BALTIMORE (WJZ)-- Some Baltimore area cancer patients are on the leading edge of treatment.

As Mike Schuh reports if the experiment is successful, millions may later follow in their foot steps.

Thanks to modern medicine, Sheila Crew's piano still heard in her home. She's a cancer survivor.

At 78, she's always on the go, her fridge covered with memories of an active life.

A decade after her son died of cancer, she was diagnosed.

"I thought it was a mistake, and then when she helped me realize the seriousness of it, then I thought…do I really want any treatment?"

She traveled here, to the hospital where, for decades, she was a nurse--where her cancer doctor, Wendy Citron had a proposition.

The specifics of Sheila's breast cancer made her eligible for a study using accelerated treatments.

"The thing about the study that Mrs Crew participated in is that we really feel fortunate through our affiliation with the University of Maryland Grenebaum Cancer Center, we are able to offer these nationwide cutting edge studies right here where they grew up in Glen Burnie," said Dr.
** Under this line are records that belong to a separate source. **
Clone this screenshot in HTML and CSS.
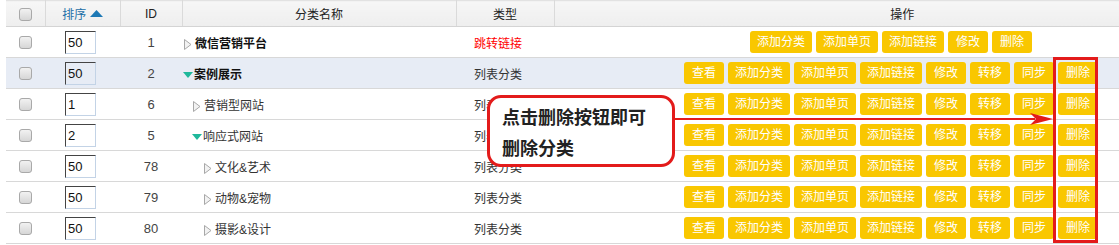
FILE: index.html
```html
<!DOCTYPE html>
<html lang="zh-cn">
<head>
  <meta charset="UTF-8">
  <title>分类管理</title>
  <link rel="stylesheet" href="styles.css">
</head>
<body>
  <div class="page">
    <table class="cat-table">
      <colgroup>
        <col class="c-chk"><col class="c-sort"><col class="c-id"><col class="c-name"><col class="c-type"><col class="c-ops">
      </colgroup>
      <thead>
        <tr>
          <th><span class="chk"></span></th>
          <th class="sort">排序 <svg width="13" height="7" viewBox="0 0 13 7"><polygon points="6.5,0 13,7 0,7" fill="#1d78b5"/></svg></th>
          <th>ID</th>
          <th>分类名称</th>
          <th>类型</th>
          <th class="ops-head">操作</th>
        </tr>
      </thead>
      <tbody>
        <tr>
          <td class="center"><span class="chk"></span></td>
          <td class="sort-cell"><input class="sort-input" type="text" value="50"></td>
          <td class="center id">1</td>
          <td class="name lv1"><span class="icon"><svg width="8" height="11" viewBox="0 0 8 11"><polygon points="0.5,0.5 7,5.5 0.5,10.5" fill="#f2f2f2" stroke="#a8a8a8"/></svg></span><b>微信营销平台</b></td>
          <td class="type red">跳转链接</td>
          <td class="ops-cell">
            <div class="ops">
              <span class="btn">添加分类</span><span class="btn">添加单页</span><span class="btn">添加链接</span><span class="btn">修改</span><span class="btn">删除</span>
            </div>
          </td>
        </tr>
        <tr class="active">
          <td class="center"><span class="chk"></span></td>
          <td class="sort-cell"><input class="sort-input" type="text" value="50"></td>
          <td class="center id">2</td>
          <td class="name lv1x"><span class="icon"><svg width="10" height="6" viewBox="0 0 10 6"><polygon points="0,0 10,0 5,6" fill="#1fb89b"/></svg></span><b>案例展示</b></td>
          <td class="type">列表分类</td>
          <td class="ops-cell">
            <div class="ops">
              <span class="btn">查看</span><span class="btn">添加分类</span><span class="btn">添加单页</span><span class="btn">添加链接</span><span class="btn">修改</span><span class="btn">转移</span><span class="btn">同步</span><span class="btn">删除</span>
            </div>
          </td>
        </tr>
        <tr>
          <td class="center"><span class="chk"></span></td>
          <td class="sort-cell"><input class="sort-input" type="text" value="1"></td>
          <td class="center id">6</td>
          <td class="name lv2"><span class="icon"><svg width="8" height="11" viewBox="0 0 8 11"><polygon points="0.5,0.5 7,5.5 0.5,10.5" fill="#f2f2f2" stroke="#a8a8a8"/></svg></span>营销型网站</td>
          <td class="type">列表分类</td>
          <td class="ops-cell">
            <div class="ops">
              <span class="btn">查看</span><span class="btn">添加分类</span><span class="btn">添加单页</span><span class="btn">添加链接</span><span class="btn">修改</span><span class="btn">转移</span><span class="btn">同步</span><span class="btn">删除</span>
            </div>
          </td>
        </tr>
        <tr>
          <td class="center"><span class="chk"></span></td>
          <td class="sort-cell"><input class="sort-input" type="text" value="2"></td>
          <td class="center id">5</td>
          <td class="name lv2x"><span class="icon"><svg width="10" height="6" viewBox="0 0 10 6"><polygon points="0,0 10,0 5,6" fill="#1fb89b"/></svg></span>响应式网站</td>
          <td class="type">列表分类</td>
          <td class="ops-cell">
            <div class="ops">
              <span class="btn">查看</span><span class="btn">添加分类</span><span class="btn">添加单页</span><span class="btn">添加链接</span><span class="btn">修改</span><span class="btn">转移</span><span class="btn">同步</span><span class="btn">删除</span>
            </div>
          </td>
        </tr>
        <tr>
          <td class="center"><span class="chk"></span></td>
          <td class="sort-cell"><input class="sort-input" type="text" value="50"></td>
          <td class="center id">78</td>
          <td class="name lv3"><span class="icon"><svg width="8" height="11" viewBox="0 0 8 11"><polygon points="0.5,0.5 7,5.5 0.5,10.5" fill="#f2f2f2" stroke="#a8a8a8"/></svg></span>文化&amp;艺术</td>
          <td class="type">列表分类</td>
          <td class="ops-cell">
            <div class="ops">
              <span class="btn">查看</span><span class="btn">添加分类</span><span class="btn">添加单页</span><span class="btn">添加链接</span><span class="btn">修改</span><span class="btn">转移</span><span class="btn">同步</span><span class="btn">删除</span>
            </div>
          </td>
        </tr>
        <tr>
          <td class="center"><span class="chk"></span></td>
          <td class="sort-cell"><input class="sort-input" type="text" value="50"></td>
          <td class="center id">79</td>
          <td class="name lv3"><span class="icon"><svg width="8" height="11" viewBox="0 0 8 11"><polygon points="0.5,0.5 7,5.5 0.5,10.5" fill="#f2f2f2" stroke="#a8a8a8"/></svg></span>动物&amp;宠物</td>
          <td class="type">列表分类</td>
          <td class="ops-cell">
            <div class="ops">
              <span class="btn">查看</span><span class="btn">添加分类</span><span class="btn">添加单页</span><span class="btn">添加链接</span><span class="btn">修改</span><span class="btn">转移</span><span class="btn">同步</span><span class="btn">删除</span>
            </div>
          </td>
        </tr>
        <tr>
          <td class="center"><span class="chk"></span></td>
          <td class="sort-cell"><input class="sort-input" type="text" value="50"></td>
          <td class="center id">80</td>
          <td class="name lv3"><span class="icon"><svg width="8" height="11" viewBox="0 0 8 11"><polygon points="0.5,0.5 7,5.5 0.5,10.5" fill="#f2f2f2" stroke="#a8a8a8"/></svg></span>摄影&amp;设计</td>
          <td class="type">列表分类</td>
          <td class="ops-cell">
            <div class="ops">
              <span class="btn">查看</span><span class="btn">添加分类</span><span class="btn">添加单页</span><span class="btn">添加链接</span><span class="btn">修改</span><span class="btn">转移</span><span class="btn">同步</span><span class="btn">删除</span>
            </div>
          </td>
        </tr>
      </tbody>
    </table>

    <!-- annotation overlay -->
    <div class="note">点击删除按钮即可<br>删除分类</div>
    <svg class="note-arrow" width="380" height="14" viewBox="0 0 380 14">
      <line x1="0" y1="7" x2="360" y2="7" stroke="#e31b1b" stroke-width="2"/>
      <polygon points="355,1 378,7 355,13 361,7" fill="#e31b1b"/>
    </svg>
    <div class="note-frame"></div>
  </div>
</body>
</html>
```

FILE: styles.css
```css
html, body {
  margin: 0;
}

body {
  font-family: "Liberation Sans", "Noto Sans CJK SC", sans-serif;
  font-size: 12px;
  color: #333;
  background: #fff;
}

.page {
  position: relative;
  padding-left: 6px;
}

.cat-table {
  width: 1113px;
  border-collapse: collapse;
  table-layout: fixed;
}

.c-chk { width: 39px; }
.c-sort { width: 75px; }
.c-id { width: 62px; }
.c-name { width: 274px; }
.c-type { width: 98px; }
.c-ops { width: 565px; }

.cat-table th {
  height: 25px;
  padding: 0;
  background: linear-gradient(#f6f6f6, #eeeeee);
  border-top: 1px solid #e2e2e2;
  border-bottom: 1px solid #d4d4d4;
  border-right: 1px solid #dadada;
  font-weight: normal;
  color: #222;
  text-align: center;
}

.cat-table th:last-child {
  border-right: none;
}

.cat-table th.sort {
  color: #1d6fa8;
}

.cat-table th.sort svg {
  vertical-align: 2px;
}

.cat-table th.ops-head {
  padding-left: 131px;
}

.cat-table td {
  height: 30px;
  padding: 0;
  border-bottom: 1px solid #d8d8d8;
}

.cat-table td.ops-cell {
  padding-left: 109px;
}

.cat-table tr.active td {
  background: #e7ecf5;
}

.center {
  text-align: center;
}

.chk {
  display: inline-block;
  width: 11px;
  height: 11px;
  border: 1px solid #a9a9a9;
  border-radius: 3px;
  background: linear-gradient(#f2f2f2, #d6d6d6);
  vertical-align: middle;
}

.sort-cell {
  padding-left: 20px !important;
}

.sort-input {
  display: block;
  box-sizing: border-box;
  width: 31px;
  height: 23px;
  margin: 0;
  padding: 0 0 0 2px;
  font-family: "Liberation Sans", sans-serif;
  font-size: 13px;
  color: #111;
  background: transparent;
  border-top: 1px solid #444;
  border-left: 1px solid #444;
  border-right: 1px solid #c3d3e6;
  border-bottom: 1px solid #c3d3e6;
  outline: none;
}

.id {
  color: #444;
  font-size: 13px;
}

.name {
  color: #333;
  white-space: nowrap;
}

.name b {
  color: #111;
}

.name .icon {
  display: inline-block;
  width: 11px;
  vertical-align: middle;
}

.name .icon svg {
  display: block;
}

.lv1 { padding-left: 2px !important; }
.lv1x { padding-left: 1px !important; }
.lv2 { padding-left: 11px !important; }
.lv2x { padding-left: 10px !important; }
.lv3 { padding-left: 22px !important; }

.type {
  padding-left: 18px !important;
}

.red {
  color: #f00;
}

.ops {
  display: flex;
  justify-content: center;
  gap: 4px;
}

.btn {
  display: inline-block;
  min-width: 26px;
  height: 22px;
  line-height: 22px;
  padding: 0 7px;
  background: #f9c700;
  color: #fff;
  border-radius: 3px;
  text-align: center;
  white-space: nowrap;
}

.note {
  position: absolute;
  left: 487px;
  top: 95px;
  width: 158px;
  padding: 3px 12px 1px;
  border: 3px solid #e31b1b;
  border-radius: 14px;
  background: #fff;
  font-family: "Noto Sans CJK SC", sans-serif;
  font-size: 18px;
  font-weight: bold;
  line-height: 31px;
  color: #222;
}

.note-arrow {
  position: absolute;
  left: 675px;
  top: 112px;
}

.note-frame {
  position: absolute;
  left: 1053px;
  top: 57px;
  width: 39px;
  height: 180px;
  border: 3px solid #e31b1b;
}
```
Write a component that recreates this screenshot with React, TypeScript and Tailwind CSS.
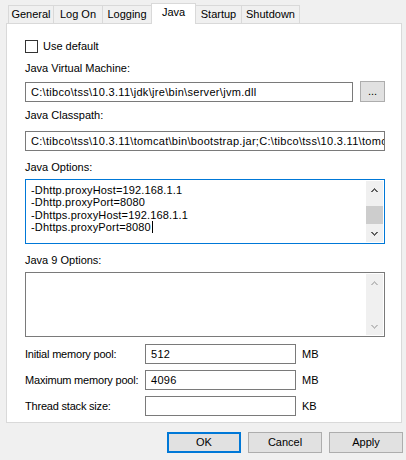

Wendy Citron.

The duration of her treatment was cut in half, from 6 to 3 weeks.

"As a nurse i was really happy to be in a study that ultimately could benefit a lot of people," said Crew.

Here the goal is to, "Hopefully make breast cancer treatment more efficient, more convenient, more cost effective," said Citron.

Sheila is a, grateful patient, musician, and retired nurse, as her accelerated treatment is working.

First results from that clinical trial won't be available until three years or so from now.